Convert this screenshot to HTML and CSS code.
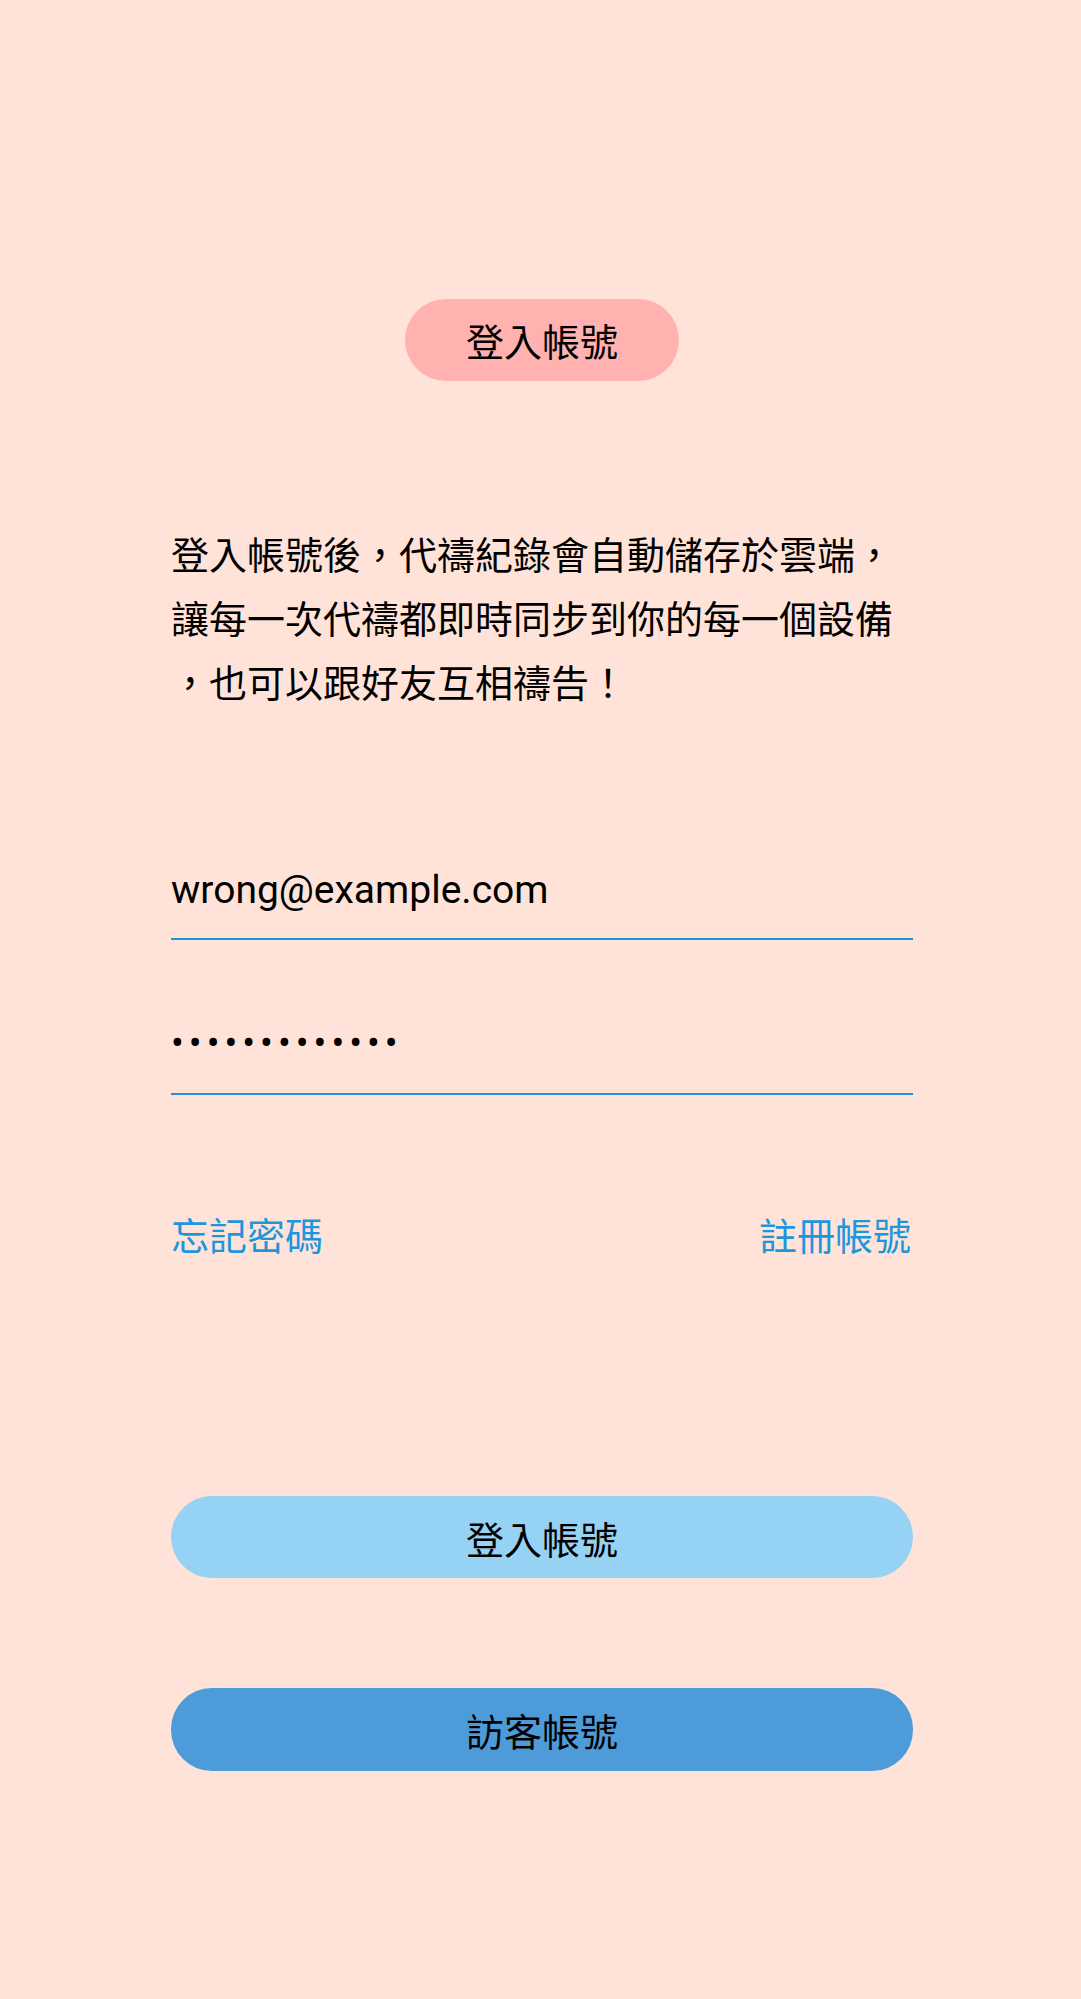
FILE: index.html
```html
<!DOCTYPE html>
<html lang="zh-Hant">
<head>
<meta charset="utf-8">
<title>登入帳號</title>
<link rel="stylesheet" href="styles.css">
</head>
<body>
<main class="page">
  <div class="title-wrap">
    <div class="title-pill">登入帳號</div>
  </div>
  <p class="intro">登入帳號後，代禱紀錄會自動儲存於雲端，<br>讓每一次代禱都即時同步到你的每一個設備<br>，也可以跟好友互相禱告！</p>
  <div class="field field-email">wrong@example.com</div>
  <div class="field field-password"><span class="dots">•••••••••••••</span></div>
  <div class="links">
    <a class="link">忘記密碼</a>
    <a class="link link-right">註冊帳號</a>
  </div>
  <button class="btn btn-login">登入帳號</button>
  <button class="btn btn-guest">訪客帳號</button>
</main>
</body>
</html>
```
FILE: styles.css
```css
html, body {
  margin: 0;
  padding: 0;
}
body {
  background: #ffe3d9;
  font-family: "Noto Sans CJK TC", "Noto Sans", sans-serif;
  color: #000;
  min-height: 1999px;
}
.page {
  width: 742px;
  margin-left: 171px;
  padding-top: 299px;
  display: flex;
  flex-direction: column;
}
.title-wrap {
  display: flex;
  justify-content: center;
}
.title-pill {
  width: 274px;
  height: 82px;
  border-radius: 41px;
  background: #ffb2b0;
  display: flex;
  align-items: center;
  justify-content: center;
  font-size: 38px;
  line-height: 1;
}
.intro {
  margin: 140px 0 0;
  font-size: 38px;
  line-height: 64px;
  white-space: nowrap;
}
.field {
  font-family: Roboto, "Noto Sans", sans-serif;
  font-size: 39px;
  line-height: 46px;
  border-bottom: 2px solid #1b95dc;
  padding-bottom: 25px;
}
.field-email {
  margin-top: 154px;
}
.field-password {
  margin-top: 80px;
  padding-bottom: 27px;
}
.dots {
  font-size: 38px;
  letter-spacing: 5px;
}
.links {
  margin-top: 114px;
  display: flex;
  justify-content: space-between;
  font-size: 38px;
  line-height: 50px;
}
.link {
  color: #1e96dc;
  text-decoration: none;
}
.link-right {
  margin-right: 2px;
}
.btn {
  display: flex;
  align-items: center;
  justify-content: center;
  width: 100%;
  height: 82px;
  border: none;
  border-radius: 41px;
  font-family: "Noto Sans CJK TC", "Noto Sans", sans-serif;
  font-size: 38px;
  color: #000;
  padding: 0;
}
.btn-login {
  margin-top: 237px;
  background: #96d2f4;
}
.btn-guest {
  margin-top: 110px;
  height: 83px;
  background: #4d9bd8;
}
```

● ● ● ● ● ● ●

● **Directions for this task**:
Exclude the images, then output the data above word for word.

● **The output**:
Convert this screenshot to HTML and CSS code.
FILE: index.html
```html
<!DOCTYPE html>
<html lang="zh-Hant">
<head>
<meta charset="utf-8">
<title>登入帳號</title>
<link rel="stylesheet" href="styles.css">
</head>
<body>
<main class="page">
  <div class="title-wrap">
    <div class="title-pill">登入帳號</div>
  </div>
  <p class="intro">登入帳號後，代禱紀錄會自動儲存於雲端，<br>讓每一次代禱都即時同步到你的每一個設備<br>，也可以跟好友互相禱告！</p>
  <div class="field field-email">wrong@example.com</div>
  <div class="field field-password"><span class="dots">•••••••••••••</span></div>
  <div class="links">
    <a class="link">忘記密碼</a>
    <a class="link link-right">註冊帳號</a>
  </div>
  <button class="btn btn-login">登入帳號</button>
  <button class="btn btn-guest">訪客帳號</button>
</main>
</body>
</html>
```
FILE: styles.css
```css
html, body {
  margin: 0;
  padding: 0;
}
body {
  background: #ffe3d9;
  font-family: "Noto Sans CJK TC", "Noto Sans", sans-serif;
  color: #000;
  min-height: 1999px;
}
.page {
  width: 742px;
  margin-left: 171px;
  padding-top: 299px;
  display: flex;
  flex-direction: column;
}
.title-wrap {
  display: flex;
  justify-content: center;
}
.title-pill {
  width: 274px;
  height: 82px;
  border-radius: 41px;
  background: #ffb2b0;
  display: flex;
  align-items: center;
  justify-content: center;
  font-size: 38px;
  line-height: 1;
}
.intro {
  margin: 140px 0 0;
  font-size: 38px;
  line-height: 64px;
  white-space: nowrap;
}
.field {
  font-family: Roboto, "Noto Sans", sans-serif;
  font-size: 39px;
  line-height: 46px;
  border-bottom: 2px solid #1b95dc;
  padding-bottom: 25px;
}
.field-email {
  margin-top: 154px;
}
.field-password {
  margin-top: 80px;
  padding-bottom: 27px;
}
.dots {
  font-size: 38px;
  letter-spacing: 5px;
}
.links {
  margin-top: 114px;
  display: flex;
  justify-content: space-between;
  font-size: 38px;
  line-height: 50px;
}
.link {
  color: #1e96dc;
  text-decoration: none;
}
.link-right {
  margin-right: 2px;
}
.btn {
  display: flex;
  align-items: center;
  justify-content: center;
  width: 100%;
  height: 82px;
  border: none;
  border-radius: 41px;
  font-family: "Noto Sans CJK TC", "Noto Sans", sans-serif;
  font-size: 38px;
  color: #000;
  padding: 0;
}
.btn-login {
  margin-top: 237px;
  background: #96d2f4;
}
.btn-guest {
  margin-top: 110px;
  height: 83px;
  background: #4d9bd8;
}
```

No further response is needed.